● **AIM OF THE TASK**: Could you print every line from the first one of the records below through the line containing "import React from", with both included and nothing else?

● **GIVEN INFORMATION**:

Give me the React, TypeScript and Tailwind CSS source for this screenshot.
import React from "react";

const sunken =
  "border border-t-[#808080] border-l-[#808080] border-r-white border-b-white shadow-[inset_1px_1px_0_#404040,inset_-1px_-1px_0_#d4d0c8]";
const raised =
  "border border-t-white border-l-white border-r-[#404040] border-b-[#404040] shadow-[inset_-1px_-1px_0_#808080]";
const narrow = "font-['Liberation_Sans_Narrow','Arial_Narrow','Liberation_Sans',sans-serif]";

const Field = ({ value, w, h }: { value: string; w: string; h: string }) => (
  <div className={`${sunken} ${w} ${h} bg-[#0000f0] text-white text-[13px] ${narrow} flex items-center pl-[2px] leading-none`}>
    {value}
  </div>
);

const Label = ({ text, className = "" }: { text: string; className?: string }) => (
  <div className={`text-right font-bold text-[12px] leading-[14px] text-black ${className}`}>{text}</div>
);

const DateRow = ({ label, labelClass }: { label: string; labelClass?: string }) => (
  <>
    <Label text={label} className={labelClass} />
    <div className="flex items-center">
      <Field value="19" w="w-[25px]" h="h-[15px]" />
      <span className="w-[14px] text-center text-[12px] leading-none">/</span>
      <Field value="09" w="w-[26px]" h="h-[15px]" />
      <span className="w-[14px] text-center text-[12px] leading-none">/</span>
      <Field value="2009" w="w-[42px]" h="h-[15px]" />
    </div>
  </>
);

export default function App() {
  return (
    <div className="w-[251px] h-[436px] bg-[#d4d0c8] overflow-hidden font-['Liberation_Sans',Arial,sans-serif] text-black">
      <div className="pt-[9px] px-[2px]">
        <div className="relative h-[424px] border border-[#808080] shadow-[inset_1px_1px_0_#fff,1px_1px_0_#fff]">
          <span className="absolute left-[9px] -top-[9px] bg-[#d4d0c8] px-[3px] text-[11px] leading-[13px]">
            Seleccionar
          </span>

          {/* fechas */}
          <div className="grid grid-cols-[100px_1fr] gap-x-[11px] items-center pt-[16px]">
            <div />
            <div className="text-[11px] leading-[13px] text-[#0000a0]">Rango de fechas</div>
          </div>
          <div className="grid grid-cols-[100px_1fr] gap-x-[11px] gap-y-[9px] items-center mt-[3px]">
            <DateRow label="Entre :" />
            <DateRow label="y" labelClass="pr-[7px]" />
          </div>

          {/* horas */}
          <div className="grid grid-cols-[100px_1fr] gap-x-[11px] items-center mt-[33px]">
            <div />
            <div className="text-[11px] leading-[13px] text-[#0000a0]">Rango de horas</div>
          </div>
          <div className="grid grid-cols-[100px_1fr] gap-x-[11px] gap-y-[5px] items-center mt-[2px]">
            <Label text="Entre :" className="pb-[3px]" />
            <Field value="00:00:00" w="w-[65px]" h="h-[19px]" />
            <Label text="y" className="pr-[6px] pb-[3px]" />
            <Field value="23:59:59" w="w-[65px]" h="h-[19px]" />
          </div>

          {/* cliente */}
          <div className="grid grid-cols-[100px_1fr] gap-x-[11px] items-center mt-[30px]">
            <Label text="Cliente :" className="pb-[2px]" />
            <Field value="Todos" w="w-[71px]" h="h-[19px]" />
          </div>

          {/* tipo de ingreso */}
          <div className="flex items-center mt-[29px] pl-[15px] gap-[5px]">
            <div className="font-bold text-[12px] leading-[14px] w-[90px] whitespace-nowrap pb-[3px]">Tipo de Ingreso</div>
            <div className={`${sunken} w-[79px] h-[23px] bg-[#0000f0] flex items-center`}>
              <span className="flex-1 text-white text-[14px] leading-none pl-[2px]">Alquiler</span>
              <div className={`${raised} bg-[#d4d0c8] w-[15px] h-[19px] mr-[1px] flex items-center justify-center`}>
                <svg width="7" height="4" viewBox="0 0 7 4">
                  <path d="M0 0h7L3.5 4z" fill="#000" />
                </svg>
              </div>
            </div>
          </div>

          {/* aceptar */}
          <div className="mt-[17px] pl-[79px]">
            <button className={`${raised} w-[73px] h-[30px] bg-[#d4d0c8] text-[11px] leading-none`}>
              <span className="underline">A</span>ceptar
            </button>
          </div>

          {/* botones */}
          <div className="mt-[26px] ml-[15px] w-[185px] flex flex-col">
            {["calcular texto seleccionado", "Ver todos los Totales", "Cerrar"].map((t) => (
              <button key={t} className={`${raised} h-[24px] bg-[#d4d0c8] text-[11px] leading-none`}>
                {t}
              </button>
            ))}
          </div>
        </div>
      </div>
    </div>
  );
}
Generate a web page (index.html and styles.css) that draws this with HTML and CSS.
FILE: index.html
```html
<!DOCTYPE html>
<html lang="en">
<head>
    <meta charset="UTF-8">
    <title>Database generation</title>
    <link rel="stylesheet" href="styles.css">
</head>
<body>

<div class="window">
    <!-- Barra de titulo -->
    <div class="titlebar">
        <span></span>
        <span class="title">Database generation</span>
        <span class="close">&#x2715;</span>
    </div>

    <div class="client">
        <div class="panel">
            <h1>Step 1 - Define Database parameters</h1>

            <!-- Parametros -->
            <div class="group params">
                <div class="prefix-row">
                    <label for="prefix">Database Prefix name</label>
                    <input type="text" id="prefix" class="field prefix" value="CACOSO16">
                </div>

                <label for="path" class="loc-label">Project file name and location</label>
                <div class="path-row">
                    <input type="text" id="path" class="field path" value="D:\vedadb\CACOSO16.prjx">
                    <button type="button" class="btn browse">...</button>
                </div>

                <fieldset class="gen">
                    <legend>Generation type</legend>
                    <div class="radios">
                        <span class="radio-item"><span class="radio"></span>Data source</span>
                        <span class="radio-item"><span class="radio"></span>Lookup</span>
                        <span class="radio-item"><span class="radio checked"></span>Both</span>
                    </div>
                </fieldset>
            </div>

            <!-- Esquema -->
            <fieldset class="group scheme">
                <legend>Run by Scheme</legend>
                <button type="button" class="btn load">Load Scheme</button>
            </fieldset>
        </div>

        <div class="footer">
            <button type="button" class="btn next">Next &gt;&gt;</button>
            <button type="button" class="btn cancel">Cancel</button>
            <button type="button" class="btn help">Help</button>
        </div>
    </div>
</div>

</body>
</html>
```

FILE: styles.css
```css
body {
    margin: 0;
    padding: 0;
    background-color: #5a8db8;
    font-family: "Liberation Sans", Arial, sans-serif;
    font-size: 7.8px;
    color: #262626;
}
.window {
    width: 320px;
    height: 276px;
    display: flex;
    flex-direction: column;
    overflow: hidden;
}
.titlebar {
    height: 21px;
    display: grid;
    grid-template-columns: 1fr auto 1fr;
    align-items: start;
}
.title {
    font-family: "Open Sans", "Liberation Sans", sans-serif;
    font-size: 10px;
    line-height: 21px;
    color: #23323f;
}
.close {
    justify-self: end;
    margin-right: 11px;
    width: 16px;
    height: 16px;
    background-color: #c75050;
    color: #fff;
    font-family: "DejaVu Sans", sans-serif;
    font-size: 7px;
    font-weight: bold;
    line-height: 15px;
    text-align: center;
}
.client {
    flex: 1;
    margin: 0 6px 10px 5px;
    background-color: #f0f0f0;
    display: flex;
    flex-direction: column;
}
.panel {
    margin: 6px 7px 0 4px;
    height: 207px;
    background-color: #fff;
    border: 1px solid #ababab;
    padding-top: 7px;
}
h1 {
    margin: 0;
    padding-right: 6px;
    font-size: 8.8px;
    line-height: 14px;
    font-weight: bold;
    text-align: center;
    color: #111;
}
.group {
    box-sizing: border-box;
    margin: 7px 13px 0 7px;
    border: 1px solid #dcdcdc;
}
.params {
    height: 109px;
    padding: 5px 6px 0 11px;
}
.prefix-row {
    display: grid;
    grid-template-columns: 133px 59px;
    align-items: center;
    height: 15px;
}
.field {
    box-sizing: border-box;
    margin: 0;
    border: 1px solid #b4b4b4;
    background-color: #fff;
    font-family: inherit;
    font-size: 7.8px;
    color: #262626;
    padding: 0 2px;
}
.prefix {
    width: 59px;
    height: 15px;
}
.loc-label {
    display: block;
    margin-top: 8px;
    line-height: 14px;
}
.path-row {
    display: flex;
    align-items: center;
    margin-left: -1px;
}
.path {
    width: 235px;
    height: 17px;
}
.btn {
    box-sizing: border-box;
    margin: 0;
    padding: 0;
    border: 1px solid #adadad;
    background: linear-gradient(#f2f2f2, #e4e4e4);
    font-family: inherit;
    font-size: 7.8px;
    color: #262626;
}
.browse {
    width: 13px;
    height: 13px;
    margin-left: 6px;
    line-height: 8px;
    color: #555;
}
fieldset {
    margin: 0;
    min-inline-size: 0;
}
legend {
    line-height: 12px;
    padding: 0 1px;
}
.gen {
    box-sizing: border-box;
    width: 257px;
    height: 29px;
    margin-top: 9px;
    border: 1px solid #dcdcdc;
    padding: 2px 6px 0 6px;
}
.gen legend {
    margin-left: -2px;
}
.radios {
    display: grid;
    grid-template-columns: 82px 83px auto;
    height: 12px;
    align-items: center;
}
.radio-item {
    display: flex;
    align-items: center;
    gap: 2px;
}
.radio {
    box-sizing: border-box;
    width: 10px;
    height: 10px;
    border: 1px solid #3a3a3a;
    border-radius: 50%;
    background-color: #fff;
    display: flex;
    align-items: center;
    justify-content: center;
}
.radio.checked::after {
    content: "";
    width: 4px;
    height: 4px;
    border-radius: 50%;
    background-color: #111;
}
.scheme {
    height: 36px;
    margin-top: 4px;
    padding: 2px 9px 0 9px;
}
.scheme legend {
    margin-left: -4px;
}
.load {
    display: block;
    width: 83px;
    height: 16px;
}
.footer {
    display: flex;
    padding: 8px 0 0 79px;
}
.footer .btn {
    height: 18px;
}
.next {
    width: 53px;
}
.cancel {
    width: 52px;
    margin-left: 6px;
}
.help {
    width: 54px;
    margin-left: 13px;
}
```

● **FULL OUTPUT**:
Give me the React, TypeScript and Tailwind CSS source for this screenshot.
import React from "react";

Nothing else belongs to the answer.